The Berlins in the 1940’s

10 thoughts on “Now It Can Be Told: Irving Berlin’s Real Life Romance

  1. Ellen’s family lost their money in the stock that’s what he got for being so mean to Irving and wife !! Irving never played the stock market so he was very wealth tell his death a year after his loving wife

    1. How cool! Thanks for the info! Berlin loved all kinds of music and I wouldn’t be surprised if that included Lani McIntyre and Martin Denny.

  2. Eddie Fisher sing and recorded many Irving Berlin songs. Didn’t he write White Christmas, Easter Parade and God Bless America?

    1. Yes, he did; also Alexander’s Ragtime Band, A Pretty Girl is Like a Melody, Top Hat, There’s No Business Like Show Business, and innumerable other eternal standards. And he couldn’t read music.

  3. I’m an irving gal from way back and I enjoyed beginning my Sunday morning with this enchanting true life love story. Irving’s romantic lyrics tell us of his soul, and his happy union with Ellin.

    We know a lot of singers, and my husband requested a friend sing Come to Me, Bend to Me from Brigadoon near the beginning of our wedding service.
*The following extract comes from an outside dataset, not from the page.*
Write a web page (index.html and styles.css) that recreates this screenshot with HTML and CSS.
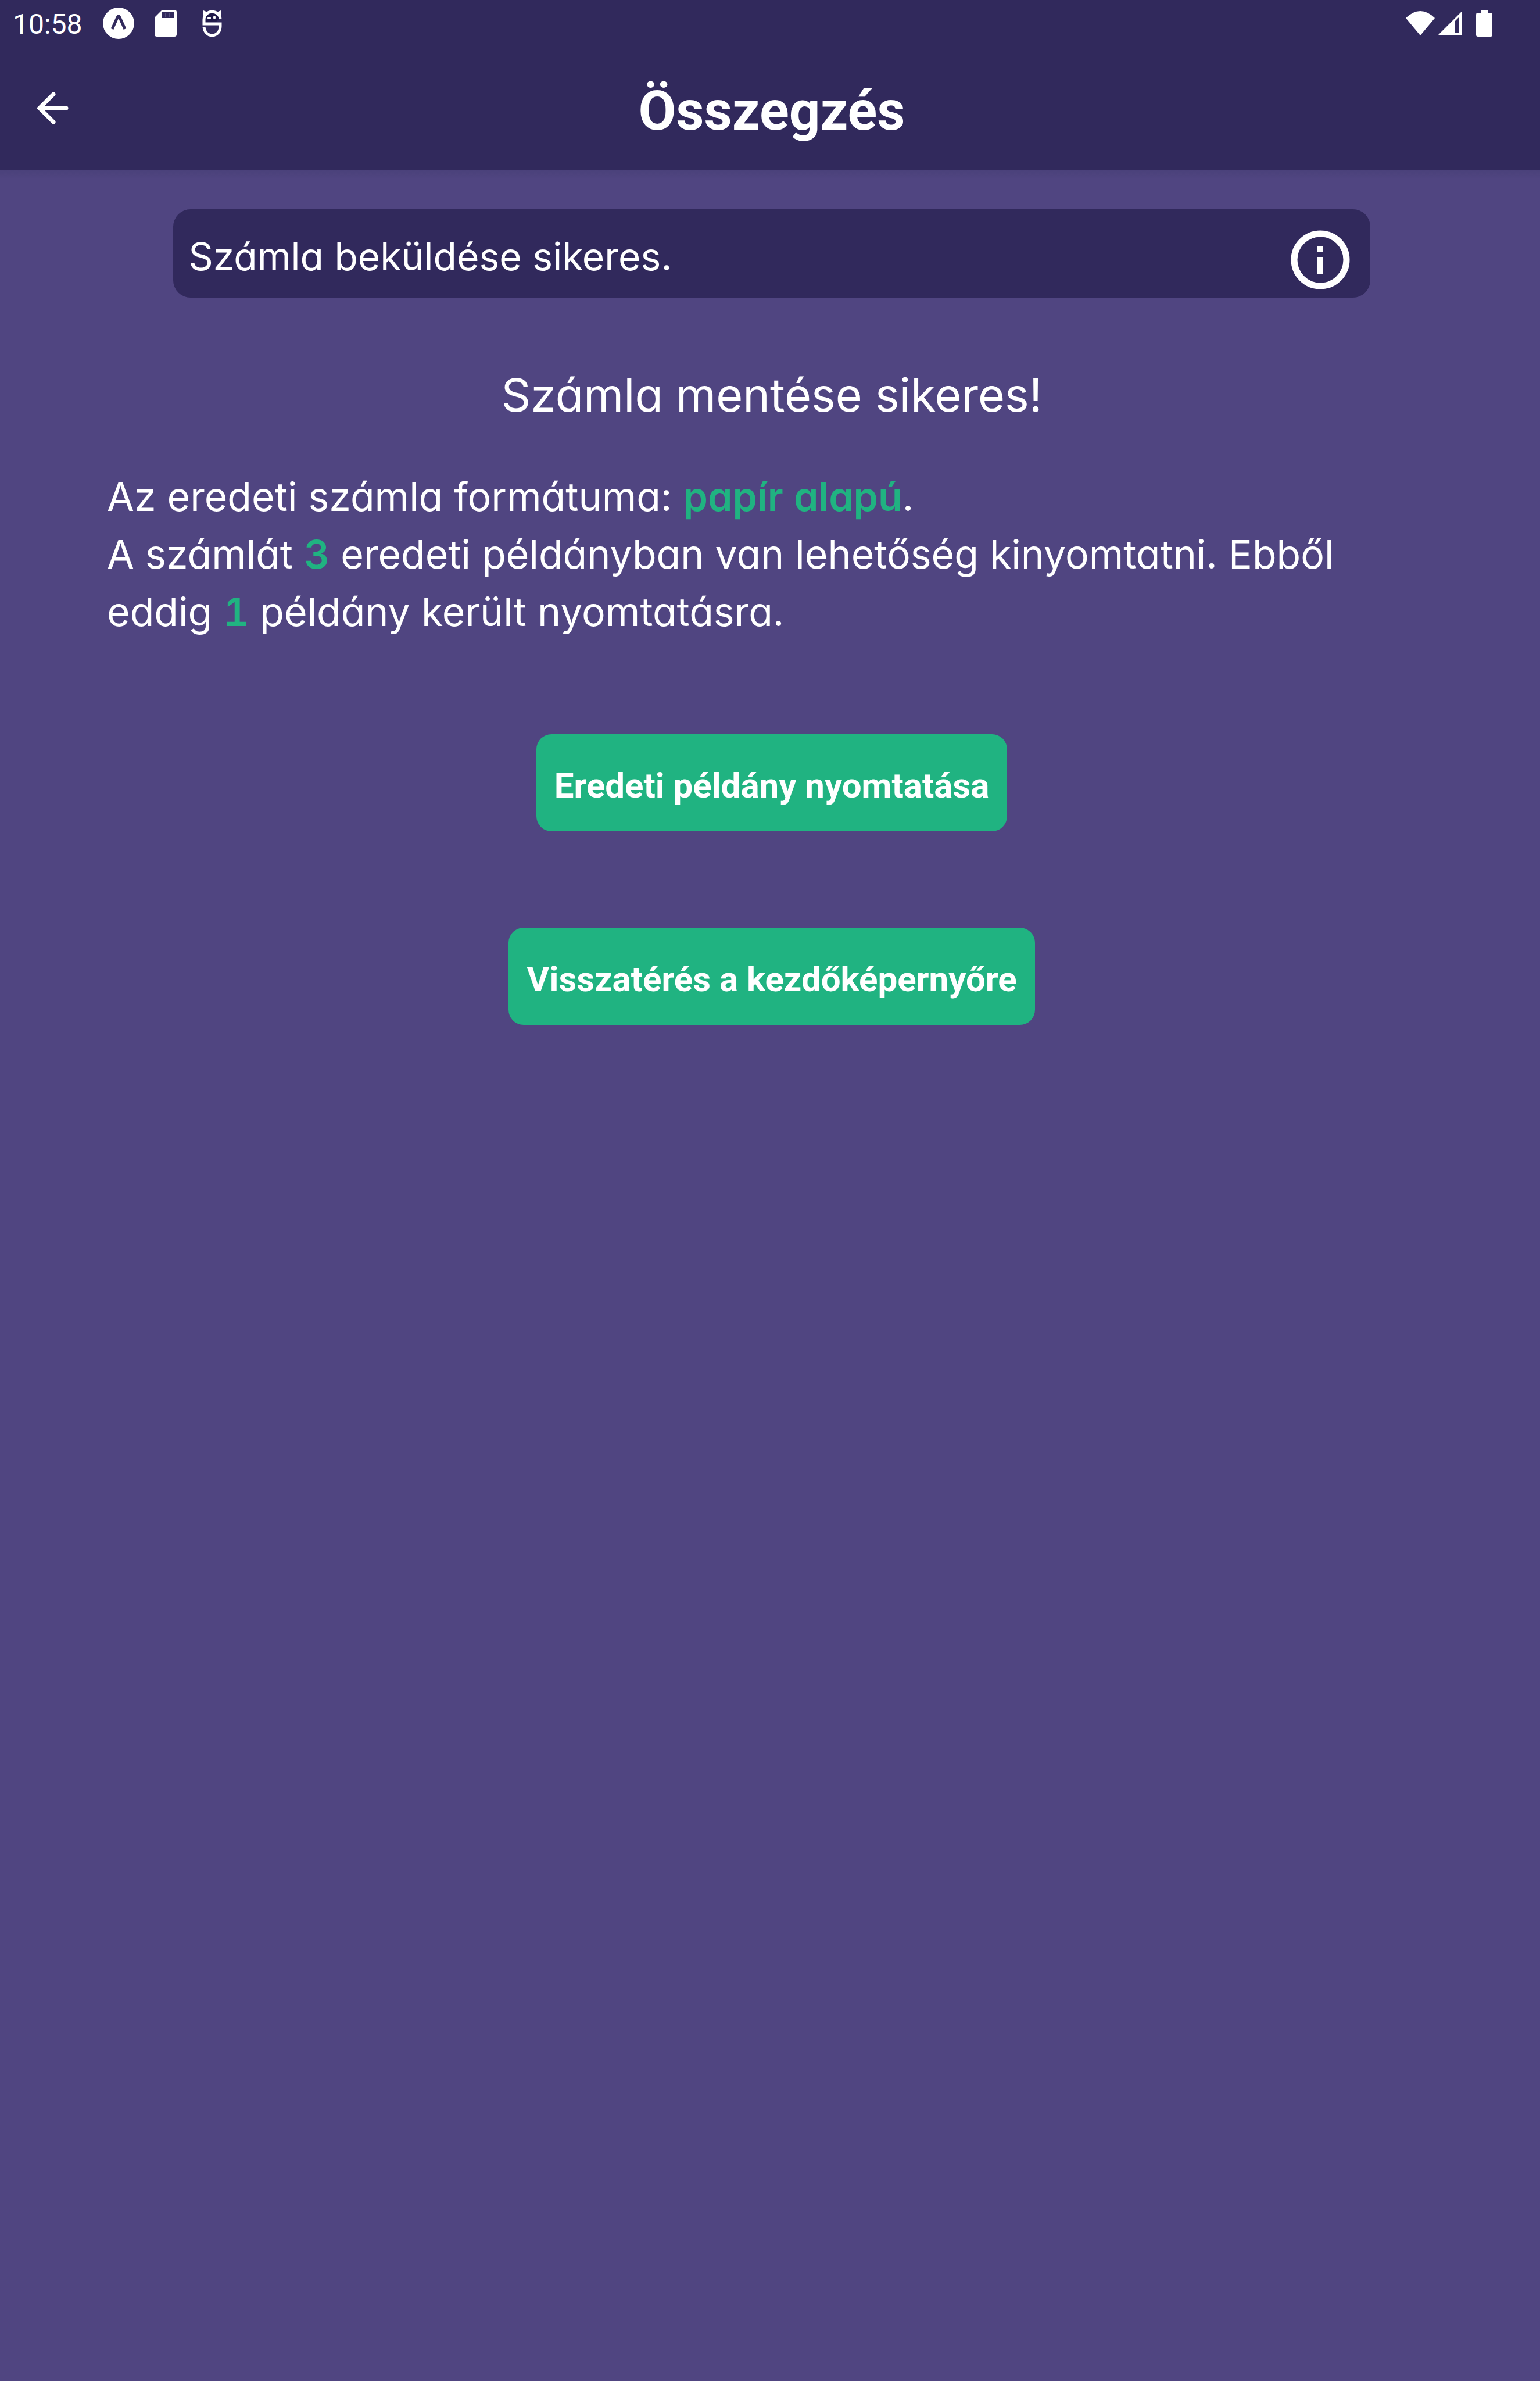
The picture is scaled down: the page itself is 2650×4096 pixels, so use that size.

I requested another friend sing Always while we were signing the register. I sentimentally told the hubby it was my promise. He said it sounded more like a threat. We’ve been laughing since 1988.

    – Caftan Woman

    1. It’s amazing to think Always was written nearly 100 years ago. It still sounds fresh and real, as Sir Paul;s recording attests. (Congratulations on your 31 years!)

  4. “Ellin was twenty five and the only daughter of perhaps the wealthiest man in America.”
    ————–

    I’m guessing that Ellin Mackay’s father wasn’t anywhere nearly as wealthy as people such as Rockefeller, Carnegie, Huntington, Vanderbilt, Morgan, DuPont, Astor, Frick, etc.

    1. Yes, he actually was. His father, Ellin’s grandfather, was one of the Bonanza Kings who developed the biggest gold and silver strike in history — it’s an interesting story in itself. He also had other holdings which he made the mistake of exchanging for stock.